- American theatrical release poster
- Directed by: Georgia Oakley
- Screenplay by: Diana Reid
- Based on: Sense and Sensibility by Jane Austen
- Produced by: Tim Bevan; Eric Fellner; India Flint; Jo Wallett;
- Starring: Daisy Edgar-Jones; Esmé Creed-Miles; Caitríona Balfe; Frank Dillane; Herbert Nordrum; George MacKay; Fiona Shaw;
- Cinematography: Arnaud Potier
- Edited by: Izabella Curry
- Music by: Roger Goula
- Production companies: Working Title Films; November Pictures; Kiddo Films;
- Distributed by: Focus Features (United States); Universal Pictures (International);
- Release dates: September 15, 2026 (Odeon Luxe Leicester Square); September 25, 2026 (United Kingdom); October 16, 2026 (United States);
- Running time: 132 minutes
- Countries: United Kingdom; United States;
- Language: English

= Sense and Sensibility (2026 film) =

Film by Georgia Oakley

Sense and Sensibility is a 2026 period romantic drama film directed by Georgia Oakley from a screenplay by Diana Reid. It is based on the 1811 novel by Jane Austen. The film stars Daisy Edgar-Jones, Esmé Creed-Miles, Caitríona Balfe, Frank Dillane, Herbert Nordrum, George MacKay, and Fiona Shaw.
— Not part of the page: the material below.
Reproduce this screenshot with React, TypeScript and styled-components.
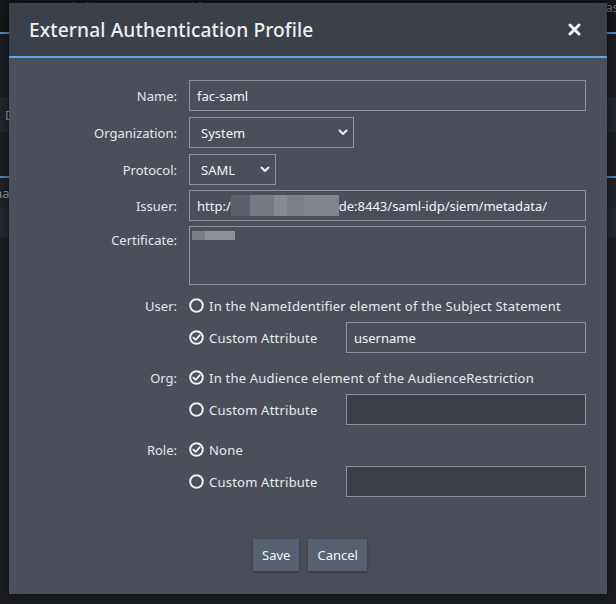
import React from 'react';
import styled, { createGlobalStyle } from 'styled-components';

const Global = createGlobalStyle`
  html, body { margin: 0; padding: 0; background: #1c1e23; }
  body { font-family: "Noto Sans", "DejaVu Sans", sans-serif; }
  #root { width: 616px; height: 604px; }
  * { box-sizing: border-box; }
`;

const Page = styled.div`
  position: relative;
  width: 616px;
  height: 604px;
  overflow: hidden;
  background: #1c1e23;
  display: flex;
  flex-direction: column;
`;

const TopNav = styled.div`
  height: 34px;
  flex: none;
  background: #16181c;
  border-bottom: 2px solid #4f8fd0;
  display: flex;
  gap: 70px;
  padding: 1px 0 0 55px;
  color: #70737a;
  font-size: 12px;
  line-height: 14px;
  overflow: hidden;
`;

const NavItem = styled.span`
  white-space: nowrap;
`;

const BackRow = styled.div<{ $bg: string; $h: number; $line?: boolean }>`
  height: ${(p) => p.$h}px;
  flex: none;
  background: ${(p) => p.$bg};
  border-bottom: ${(p) => (p.$line ? '2px solid #4a86c4' : 'none')};
  display: flex;
  align-items: center;
  color: #9a9da3;
  font-size: 13px;
  overflow: hidden;
`;

const BackText = styled.span<{ $x: number }>`
  margin-left: ${(p) => p.$x}px;
  white-space: nowrap;
`;

const Modal = styled.div`
  position: absolute;
  left: 9px;
  top: 3px;
  width: 598px;
  height: 591px;
  background: #4a4f5a;
  box-shadow: 0 0 12px rgba(0, 0, 0, 0.55);
  display: flex;
  flex-direction: column;
`;

const Header = styled.div`
  height: 55px;
  flex: none;
  background: #3b4049;
  border-bottom: 2px solid #5ea6ea;
  display: flex;
  align-items: center;
  justify-content: space-between;
  padding: 0 26px 0 20px;
`;

const Title = styled.h1`
  margin: 0;
  font-size: 19.2px;
  font-weight: 500;
  color: #eceef1;
  letter-spacing: 0.1px;
`;

const CloseButton = styled.button`
  border: none;
  background: none;
  padding: 0;
  width: 14px;
  height: 14px;
  display: flex;
  align-items: center;
  justify-content: center;
  cursor: pointer;
`;

const Body = styled.div`
  padding: 22px 21px 0 0;
  display: flex;
  flex-direction: column;
`;

const Row = styled.div<{ $mb: number; $top?: boolean }>`
  display: flex;
  align-items: ${(p) => (p.$top ? 'flex-start' : 'center')};
  margin-bottom: ${(p) => p.$mb}px;
`;

const Label = styled.label<{ $pt?: number }>`
  width: 180px;
  flex: none;
  padding-right: 12px;
  padding-top: ${(p) => p.$pt ?? 0}px;
  text-align: right;
  color: #e4e6ea;
  font-size: 13px;
`;

const TextBox = styled.div<{ $w: number; $dark?: boolean }>`
  width: ${(p) => p.$w}px;
  height: 31px;
  border: 1px solid #8e929b;
  background: ${(p) => (p.$dark ? '#3d4048' : '#4a4f5a')};
  color: #f4f5f7;
  font-size: 13px;
  padding: 0 7px;
  display: flex;
  align-items: center;
  white-space: nowrap;
  overflow: hidden;
`;

const TextArea = styled.div`
  width: 397px;
  height: 59px;
  border: 1px solid #8e929b;
  background: #4a4f5a;
  padding: 4px 2px;
`;

const Redact = styled.span<{ $w: number; $h: number }>`
  display: inline-block;
  width: ${(p) => p.$w}px;
  height: ${(p) => p.$h}px;
  flex: none;
  background: linear-gradient(
    90deg,
    #5d616b 0 18%,
    #767a83 18% 40%,
    #858990 40% 52%,
    #7b7f88 52% 68%,
    #81858d 68% 100%
  );
`;

const CertRedact = styled.span`
  display: block;
  width: 43px;
  height: 9px;
  background: linear-gradient(90deg, #7a7e86 0 30%, #8c9097 30% 100%);
`;

const Select = styled.div<{ $w: number }>`
  width: ${(p) => p.$w}px;
  height: 31px;
  border: 1px solid #8e929b;
  background: #4a4f5a;
  color: #f4f5f7;
  font-size: 13px;
  padding: 0 5px 0 11px;
  display: flex;
  align-items: center;
  justify-content: space-between;
`;

const Option = styled.div<{ $w?: number }>`
  display: flex;
  align-items: center;
  gap: 5px;
  width: ${(p) => (p.$w ? `${p.$w}px` : 'auto')};
  flex: none;
  color: #e8eaed;
  font-size: 13px;
  letter-spacing: 0.22px;
  height: 31px;
`;

const Buttons = styled.div`
  display: flex;
  justify-content: center;
  gap: 9px;
  margin-top: 42px;
  padding-left: 25px;
`;

const Button = styled.button`
  height: 32px;
  padding: 0 9px;
  border: none;
  background: #566071;
  color: #f4f5f7;
  font-family: inherit;
  font-size: 13px;
  box-shadow: 0 1px 3px rgba(0, 0, 0, 0.35);
  cursor: pointer;
`;

const Chevron = () => (
  <svg width="10" height="7" viewBox="0 0 10 7">
    <polyline points="1.5,1.5 5,5 8.5,1.5" fill="none" stroke="#eef0f2" strokeWidth="2" strokeLinecap="round" strokeLinejoin="round" />
  </svg>
);

const Radio = ({ checked }: { checked?: boolean }) => (
  <svg width="15" height="15" viewBox="0 0 15 15">
    <circle cx="7.5" cy="7.5" r="6.3" fill="none" stroke="#eef0f2" strokeWidth="2" />
    {checked && (
      <polyline points="4.4,7.7 6.6,9.9 10.7,5.3" fill="none" stroke="#eef0f2" strokeWidth="1.8" strokeLinecap="round" strokeLinejoin="round" />
    )}
  </svg>
);

const CloseIcon = () => (
  <svg width="13" height="13" viewBox="0 0 13 13">
    <path d="M2 2 L11 11 M11 2 L2 11" stroke="#f2f3f5" strokeWidth="3" strokeLinecap="round" />
  </svg>
);

export default function App() {
  return (
    <Page>
      <Global />
      <TopNav>
        <NavItem>Isolation</NavItem>
        <NavItem>Incidents</NavItem>
        <NavItem>Cases</NavItem>
        <NavItem>SOAR</NavItem>
        <NavItem>UEBA</NavItem>
        <NavItem>Tasks</NavItem>
      </TopNav>
      <BackRow $bg="#1c1e23" $h={63}>
        <BackText $x={-52}>Settings</BackText>
      </BackRow>
      <BackRow $bg="#23262c" $h={35}>
        <BackText $x={5}>D</BackText>
      </BackRow>
      <BackRow $bg="#1c1e23" $h={46} $line />
      <BackRow $bg="#1f2228" $h={30}>
        <BackText $x={-30}>Format</BackText>
      </BackRow>
      <BackRow $bg="#222831" $h={30} />
      <Modal>
        <Header>
          <Title>External Authentication Profile</Title>
          <CloseButton aria-label="Close">
            <CloseIcon />
          </CloseButton>
        </Header>
        <Body>
          <Row $mb={6}>
            <Label>Name:</Label>
            <TextBox $w={397}>fac-saml</TextBox>
          </Row>
          <Row $mb={6}>
            <Label>Organization:</Label>
            <Select $w={165}>
              <span>System</span>
              <Chevron />
            </Select>
          </Row>
          <Row $mb={5}>
            <Label>Protocol:</Label>
            <Select $w={87}>
              <span>SAML</span>
              <Chevron />
            </Select>
          </Row>
          <Row $mb={5}>
            <Label>Issuer:</Label>
            <TextBox $w={397}>
              <span>http:/</span>
              <Redact $w={108} $h={21} />
              <span>de:8443/saml-idp/siem/metadata/</span>
            </TextBox>
          </Row>
          <Row $mb={5} $top>
            <Label $pt={5}>Certificate:</Label>
            <TextArea>
              <CertRedact />
            </TextArea>
          </Row>

          <Row $mb={1}>
            <Label>User:</Label>
            <Option>
              <Radio />
              <span>In the NameIdentifier element of the Subject Statement</span>
            </Option>
          </Row>
          <Row $mb={9}>
            <Label />
            <Option $w={157}>
              <Radio checked />
              <span>Custom Attribute</span>
            </Option>
            <TextBox $w={240}>username</TextBox>
          </Row>

          <Row $mb={1}>
            <Label>Org:</Label>
            <Option>
              <Radio checked />
              <span>In the Audience element of the AudienceRestriction</span>
            </Option>
          </Row>
          <Row $mb={9}>
            <Label />
            <Option $w={157}>
              <Radio />
              <span>Custom Attribute</span>
            </Option>
            <TextBox $w={240} $dark />
          </Row>

          <Row $mb={1}>
            <Label>Role:</Label>
            <Option>
              <Radio checked />
              <span>None</span>
            </Option>
          </Row>
          <Row $mb={0}>
            <Label />
            <Option $w={157}>
              <Radio />
              <span>Custom Attribute</span>
            </Option>
            <TextBox $w={240} $dark />
          </Row>

          <Buttons>
            <Button>Save</Button>
            <Button>Cancel</Button>
          </Buttons>
        </Body>
      </Modal>
    </Page>
  );
}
Sense and Sensibility was released in the United Kingdom on September 25, 2026, and is scheduled to be released in the United States on October 16. The film received generally positive reviews from critics.

==Cast==
- Daisy Edgar-Jones as Elinor Dashwood
- Esmé Creed-Miles as Marianne Dashwood
- Caitríona Balfe as Mrs. Dashwood
- Frank Dillane as John Willoughby
- Herbert Nordrum as Colonel Brandon
- George MacKay as Edward Ferrars
- Fiona Shaw as Mrs. Jennings
- Bodhi Rae Breathnach as Margaret Dashwood
- Stacy Martin as Fanny Dashwood
- Tom Brooke as John Dashwood
- Turlough Convery as Sir John Middleton
- Bethany Slater as Mrs Palmer
- Eliot Sumner as Mr Palmer
- Chloe Pirrie as Lady Middleton

==Production==
In June 2025, it was reported a film adaptation of Jane Austen's first novel Sense and Sensibility (1811) would be directed by Georgia Oakley for Working Title Films and Focus Features from a screenplay by Diana Reid. Producers include Working Title's Tim Bevan and Eric Fellner, with India Flint of November Pictures and Jo Wallett of Kiddo Films. The cast is led by Daisy Edgar-Jones, Esmé Creed-Miles, and Bodhi Rae Breathnach.

Caitríona Balfe, Fiona Shaw, Frank Dillane, and George MacKay joined the cast in July 2025. Principal photography commenced in the United Kingdom that month.

Arnaud Potier served as cinematographer, Francesca Di Mottola served as production designer and Grace Snell served as costume designer, while Izabella Curry edited the film. Roger Goula was hired to compose the score for the film.

==Release==
Sense and Sensibility had its world premiere at London's Leicester Square on September 15, 2026. The film was released theatrically on September 25, 2026, in the United Kingdom and will be released on October 16, 2026, in the United States.

==Reception==
 Metacritic, which uses a weighted average, assigned the film a score of 72 out of 100, based on 15 critics, indicating "generally favorable" reviews.